End-to-end and right of exit are cheap policies, cheap enough to apply to small companies, individual hobbyists, and also very large, incumbent firms.
Services like Mastodon are already end-to-end: complying with an end-to-end rule would simply require Mastodon server operators not to rip out the existing end-to-end feature; rather, any recommendation/ranking system for Mastodon would have to exist alongside of the current system. For large services like Instagram, Facebook and Twitter, end-to-end would mean restoring the simplest form of feed: a feed just of the accounts you actively chose to follow.
Same for right of exit: this is already supported in modern, federated systems, so no new work would have to be done by people running these server tools; rather, their only burden would be to respond in a timely fashion to user requests for their data. These are handled automatically, but might require manual work if the operator decides to kick a user off the service or shut the service down.
For Big Tech incumbents, adding a right of exit means implementing an open standard that already has reference libraries and implementations.

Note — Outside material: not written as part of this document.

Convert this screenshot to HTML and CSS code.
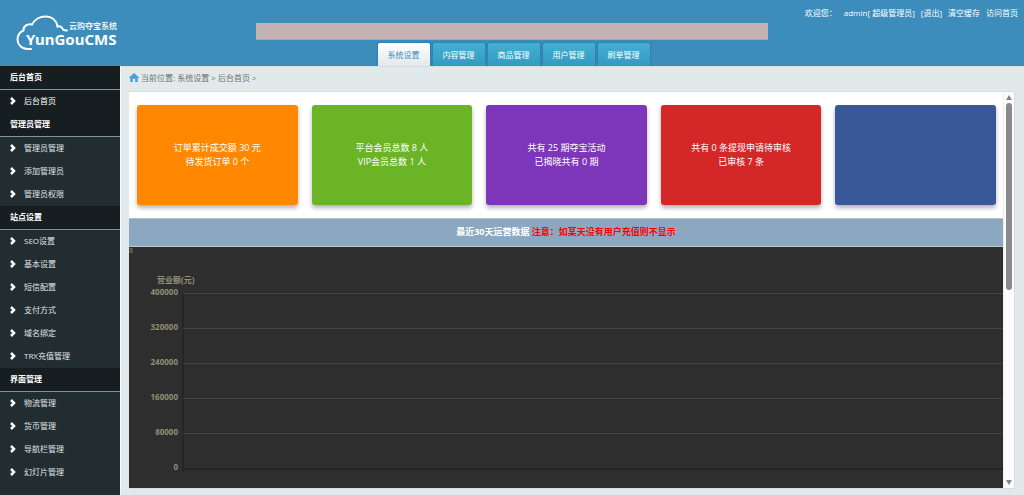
FILE: index.html
```html
<!DOCTYPE html>
<html lang="zh-CN">
<head>
<meta charset="utf-8">
<title>后台首页</title>
<link rel="stylesheet" href="styles.css">
</head>
<body>
<header class="header">
  <a class="logo" href="#">
    <svg class="logo-art" viewBox="0 0 120 66" role="img" aria-label="云购夺宝系统 YunGouCMS">
      <path class="logo-cloud" d="M31 49H27.500C21 49 17.500 44 17.500 39.500C17.500 35 20 32 23.500 30.500C23 26.500 27 23.500 32 24.500C34.500 19.500 40 16.500 45.500 16.500C52 16.500 56.500 20.500 57.500 26.500C60 25.500 62.500 27.500 63 29.500Q64 30.500 67 30.500"/>
      <text class="logo-cn" x="69" y="29">云购夺宝系统</text>
      <text class="logo-en" x="26" y="45">YunGouCMS</text>
    </svg>
  </a>
  <div class="middle">
    <div class="banner"></div>
    <nav class="tabs">
      <a class="tab tab-active" href="#">系统设置</a>
      <a class="tab" href="#">内容管理</a>
      <a class="tab" href="#">商品管理</a>
      <a class="tab" href="#">用户管理</a>
      <a class="tab" href="#">刷单管理</a>
    </nav>
  </div>
  <div class="user">
    <span class="welcome">欢迎您：</span>
    <span>admin[ 超级管理员]</span>
    <a href="#">[退出]</a>
    <a href="#">清空缓存</a>
    <a href="#">访问首页</a>
  </div>
</header>
<div class="body">
  <aside class="sidebar">
    <svg class="defs" width="0" height="0"><symbol id="arrow" viewBox="0 0 6 8"><path d="M1 1L4 4L1 7" fill="none" stroke="#fff" stroke-width="2.500"/></symbol></svg>
    <h2 class="group">后台首页</h2>
    <a class="item item-active" href="#"><svg class="arrow"><use href="#arrow"/></svg>后台首页</a>
    <h2 class="group">管理员管理</h2>
    <a class="item" href="#"><svg class="arrow"><use href="#arrow"/></svg>管理员管理</a>
    <a class="item" href="#"><svg class="arrow"><use href="#arrow"/></svg>添加管理员</a>
    <a class="item" href="#"><svg class="arrow"><use href="#arrow"/></svg>管理员权限</a>
    <h2 class="group">站点设置</h2>
    <a class="item" href="#"><svg class="arrow"><use href="#arrow"/></svg>SEO设置</a>
    <a class="item" href="#"><svg class="arrow"><use href="#arrow"/></svg>基本设置</a>
    <a class="item" href="#"><svg class="arrow"><use href="#arrow"/></svg>短信配置</a>
    <a class="item" href="#"><svg class="arrow"><use href="#arrow"/></svg>支付方式</a>
    <a class="item" href="#"><svg class="arrow"><use href="#arrow"/></svg>域名绑定</a>
    <a class="item" href="#"><svg class="arrow"><use href="#arrow"/></svg>TRX充值管理</a>
    <h2 class="group">界面管理</h2>
    <a class="item" href="#"><svg class="arrow"><use href="#arrow"/></svg>物流管理</a>
    <a class="item" href="#"><svg class="arrow"><use href="#arrow"/></svg>货币管理</a>
    <a class="item" href="#"><svg class="arrow"><use href="#arrow"/></svg>导航栏管理</a>
    <a class="item" href="#"><svg class="arrow"><use href="#arrow"/></svg>幻灯片管理</a>
  </aside>
  <main class="main">
    <div class="crumbs">
      <svg class="home" viewBox="0 0 10 9"><path d="M5 0L10 4.500L9.300 5.300L8.700 4.800V9H6.200V5.800H3.800V9H1.300V4.800L0.700 5.300L0 4.500Z" fill="#4a9fd6"/></svg>
      <span>当前位置: 系统设置 &gt; 后台首页 &gt;</span>
    </div>
    <div class="frame">
      <div class="page">
        <div class="cards">
          <section class="card orange"><p>订单累计成交额 30 元</p><p>待发货订单 0 个</p></section>
          <section class="card green"><p>平台会员总数 8 人</p><p>VIP会员总数 1 人</p></section>
          <section class="card purple"><p>共有 25 期夺宝活动</p><p>已揭晓共有 0 期</p></section>
          <section class="card red"><p>共有 0 条提现申请待审核</p><p>已审核 7 条</p></section>
          <section class="card blue"></section>
        </div>
        <h1 class="title">最近30天运营数据 <span class="note">注意：如某天没有用户充值则不显示</span></h1>
        <div class="chart">
          <div class="chart-mark">8</div>
          <div class="chart-name">营业额(元)</div>
          <div class="plot">
            <div class="band"><span class="tick">400000</span><span class="cell"></span></div>
            <div class="band"><span class="tick">320000</span><span class="cell"></span></div>
            <div class="band"><span class="tick">240000</span><span class="cell"></span></div>
            <div class="band"><span class="tick">160000</span><span class="cell"></span></div>
            <div class="band"><span class="tick">80000</span><span class="cell"></span></div>
            <div class="band band-base"><span class="tick">0</span><span class="cell"></span></div>
          </div>
        </div>
      </div>
      <div class="scroll">
        <svg class="scroll-end" viewBox="0 0 6 5"><path d="M3 0L6 5H0Z" fill="#858585"/></svg>
        <div class="track"><div class="thumb"></div></div>
        <svg class="scroll-end" viewBox="0 0 6 5"><path d="M3 5L6 0H0Z" fill="#858585"/></svg>
      </div>
    </div>
  </main>
</div>
</body>
</html>
```
FILE: styles.css
```css
* { box-sizing: border-box; }
body {
  margin: 0;
  min-height: 100vh;
  display: flex;
  flex-direction: column;
  background: #e2e9eb;
  font: 8px/12px "Open Sans", "Noto Sans CJK SC", sans-serif;
}
a { color: inherit; text-decoration: none; }
h1, h2, p { margin: 0; }

.header {
  display: grid;
  grid-template-columns: 1fr 2fr 1fr;
  height: 66px;
  background: #3c8dbc;
  color: #fff;
}
.logo-art { display: block; width: 120px; height: 66px; fill: #fff; }
.logo-cloud { fill: none; stroke: #fff; stroke-width: 2; stroke-linecap: round; }
.logo-cn { font: 500 8px "Noto Sans CJK SC", sans-serif; }
.logo-en { font: 700 15px "Noto Sans", sans-serif; }
.middle {
  display: flex;
  flex-direction: column;
  justify-content: space-between;
  padding-top: 23px;
}
.banner { height: 17px; background: #c5b2b3; border-bottom: 1px solid #a8a5ae; }
.tabs { display: flex; justify-content: center; gap: 3px; padding-left: 3px; }
.tab {
  width: 52px;
  height: 23px;
  line-height: 24px;
  text-align: center;
  border-radius: 2px 2px 0 0;
  background: linear-gradient(#45b0d2, #339ac2);
  box-shadow: 0 0 2px 1px #2f80af;
  clip-path: inset(-3px -3px 0 -3px);
}
.tab-active { background: linear-gradient(#fff, #e2e9eb); color: #3c8dbc; }
.user {
  display: flex;
  justify-content: flex-end;
  gap: 6px;
  padding: 7px 6px 0 0;
  white-space: nowrap;
}
.welcome { margin-right: 1px; }

.body { flex: 1; display: flex; }
.sidebar {
  flex: none;
  width: 121px;
  background: #222d32;
  border-right: 1px solid #f5f8f9;
  color: #e0e3e4;
}
.defs { display: block; }
.group {
  height: 24px;
  padding-left: 10px;
  font-size: 8px;
  font-weight: 700;
  line-height: 22px;
  color: #fff;
  background: #171e21;
  border-bottom: 1px solid #7d9498;
}
.item {
  display: flex;
  align-items: center;
  gap: 8px;
  height: 23px;
  padding: 0 0 1px 10px;
}
.item-active { background: #171e21; color: #fff; }
.arrow { width: 6px; height: 8px; }

.main {
  flex: 1;
  min-width: 0;
  display: flex;
  flex-direction: column;
  padding: 0 9px 6px 8px;
  border-top: 1px solid #d5dee1;
}
.crumbs {
  display: flex;
  align-items: center;
  gap: 2px;
  height: 24px;
  padding-bottom: 3px;
  color: #6d7274;
}
.home { width: 10px; height: 9px; }
.frame {
  flex: 1;
  display: flex;
  border: 1px solid #cfdfe4;
  border-left: 0;
  background: #fff;
}
.page { flex: 1; min-width: 0; display: flex; flex-direction: column; }
.cards {
  display: grid;
  grid-template-columns: repeat(5, 1fr);
  gap: 14px;
  padding: 13px 7px 13px 8px;
}
.card {
  height: 100px;
  display: flex;
  flex-direction: column;
  justify-content: center;
  text-align: center;
  font-size: 9px;
  line-height: 14px;
  color: #fff;
  border-radius: 3px;
  box-shadow: 0 3px 4px rgba(0, 0, 0, .3);
}
.orange { background: #ff8800; }
.green { background: #6bb425; }
.purple { background: #7d36b9; }
.red { background: #d42728; }
.blue { background: #395898; }
.title {
  height: 29px;
  font-size: 9px;
  font-weight: 700;
  line-height: 26px;
  text-align: center;
  color: #fff;
  background: #8ba8c0;
  border-top: 1px solid #b3bfc9;
  border-bottom: 1px solid #c4c9cc;
}
.note { color: #f00; }
.chart { flex: 1; background: #2e2e2e; color: #928f77; }
.chart-mark { line-height: 8px; font-size: 7px; }
.chart-name { padding: 19px 0 0 28px; font-weight: 700; }
.plot { padding-top: 7px; }
.band { display: flex; height: 35px; }
.band-base { height: 3px; }
.tick {
  width: 49px;
  margin: -7px 4px 0 0;
  text-align: right;
  font-weight: 700;
}
.cell { flex: 1; border-left: 2px solid #252525; border-top: 1px solid #444; }
.band-base .cell { border-top: 2px solid #252525; }
.scroll {
  flex: none;
  width: 11px;
  display: flex;
  flex-direction: column;
  align-items: center;
  gap: 3px;
  padding: 3px 0;
  background: #fcfcfc;
  border-left: 1px solid #ededed;
}
.scroll-end { width: 6px; height: 5px; }
.track { flex: 1; width: 6px; }
.thumb { height: 50%; border-radius: 3px; background: #8a8a8a; }
```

A Public-Interest Internet
We want a web where users are in control. That means a web where we freely choose our online services from a wide menu and stay with them because we like them, not because we can’t afford to leave. We want a web where you get the things you ask for, not the things that corporate shareholders would prefer that you’d asked for. We want a web where willing listeners and willing speakers, willing sellers and willing buyers, willing makers, and willing audiences are all able to transact and communicate without worrying about their relationships being held hostage or disrupted to cram “sponsored posts” into their eyeballs.
Platform decay is the result of firms undisciplined by either competition or regulation and thus free to abuse their users and business customers without the fear of defection or punishment. Creating policies to give platform users a fair shake and the ability to leave will require a lot of attention to detail—but all that detail needs to be guided by principles, north stars that help keep us on the path to a better internet.